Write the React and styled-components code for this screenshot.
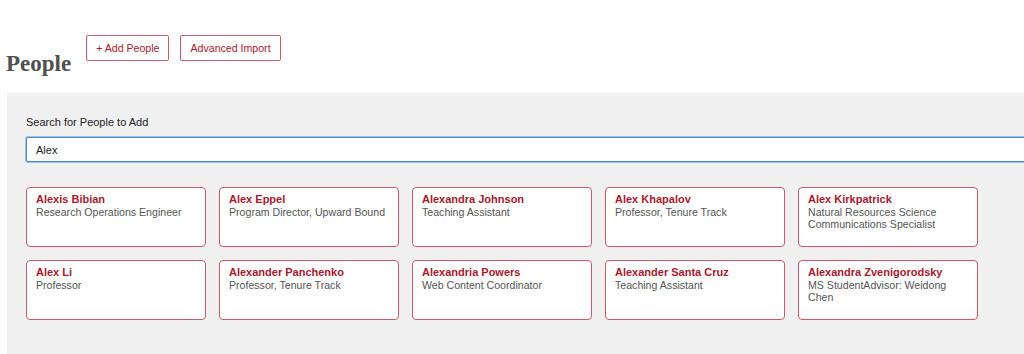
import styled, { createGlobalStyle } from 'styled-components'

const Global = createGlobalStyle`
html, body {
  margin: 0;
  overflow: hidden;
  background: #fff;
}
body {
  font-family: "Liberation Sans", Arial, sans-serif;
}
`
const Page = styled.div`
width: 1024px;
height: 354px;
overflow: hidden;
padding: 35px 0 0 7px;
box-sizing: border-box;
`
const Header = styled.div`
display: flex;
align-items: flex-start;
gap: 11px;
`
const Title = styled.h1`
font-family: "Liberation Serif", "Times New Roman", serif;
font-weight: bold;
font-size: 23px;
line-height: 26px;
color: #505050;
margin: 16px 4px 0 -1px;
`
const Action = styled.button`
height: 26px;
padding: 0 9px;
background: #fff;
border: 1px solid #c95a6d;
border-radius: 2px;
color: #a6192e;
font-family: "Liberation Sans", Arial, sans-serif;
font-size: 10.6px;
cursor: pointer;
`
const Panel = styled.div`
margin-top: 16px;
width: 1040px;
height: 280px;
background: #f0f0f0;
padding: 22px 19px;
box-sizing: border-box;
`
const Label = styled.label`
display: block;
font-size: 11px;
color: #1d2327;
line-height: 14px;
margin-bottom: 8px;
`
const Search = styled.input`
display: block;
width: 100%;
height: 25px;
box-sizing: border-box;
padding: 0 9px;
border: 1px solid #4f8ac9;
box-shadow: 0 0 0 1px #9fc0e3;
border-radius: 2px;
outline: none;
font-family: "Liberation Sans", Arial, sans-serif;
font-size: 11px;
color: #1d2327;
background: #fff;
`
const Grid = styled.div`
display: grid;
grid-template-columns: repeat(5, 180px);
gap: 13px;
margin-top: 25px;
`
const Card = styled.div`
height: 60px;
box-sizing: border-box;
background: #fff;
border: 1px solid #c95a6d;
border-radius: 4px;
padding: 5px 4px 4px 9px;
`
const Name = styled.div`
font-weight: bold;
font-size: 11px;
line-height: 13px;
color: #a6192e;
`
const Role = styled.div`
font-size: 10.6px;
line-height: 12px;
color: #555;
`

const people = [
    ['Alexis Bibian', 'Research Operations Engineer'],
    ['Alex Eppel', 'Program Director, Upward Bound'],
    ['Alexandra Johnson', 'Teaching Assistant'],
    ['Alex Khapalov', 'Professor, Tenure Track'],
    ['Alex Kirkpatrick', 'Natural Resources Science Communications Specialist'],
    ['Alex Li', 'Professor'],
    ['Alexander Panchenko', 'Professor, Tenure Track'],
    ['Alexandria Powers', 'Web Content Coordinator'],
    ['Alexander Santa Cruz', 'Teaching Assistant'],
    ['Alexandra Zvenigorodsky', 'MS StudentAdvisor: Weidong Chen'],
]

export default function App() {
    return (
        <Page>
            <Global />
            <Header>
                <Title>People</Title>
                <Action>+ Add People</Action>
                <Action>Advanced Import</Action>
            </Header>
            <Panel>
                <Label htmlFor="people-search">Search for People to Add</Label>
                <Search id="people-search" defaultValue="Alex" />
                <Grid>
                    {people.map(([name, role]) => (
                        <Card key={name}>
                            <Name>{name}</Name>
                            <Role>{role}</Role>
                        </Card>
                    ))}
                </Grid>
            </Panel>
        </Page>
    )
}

Exercise prompt
Gather every line from the listing above in which the word "components" appears.

Response below
Write the React and styled-components code for this screenshot.
import styled, { createGlobalStyle } from 'styled-components'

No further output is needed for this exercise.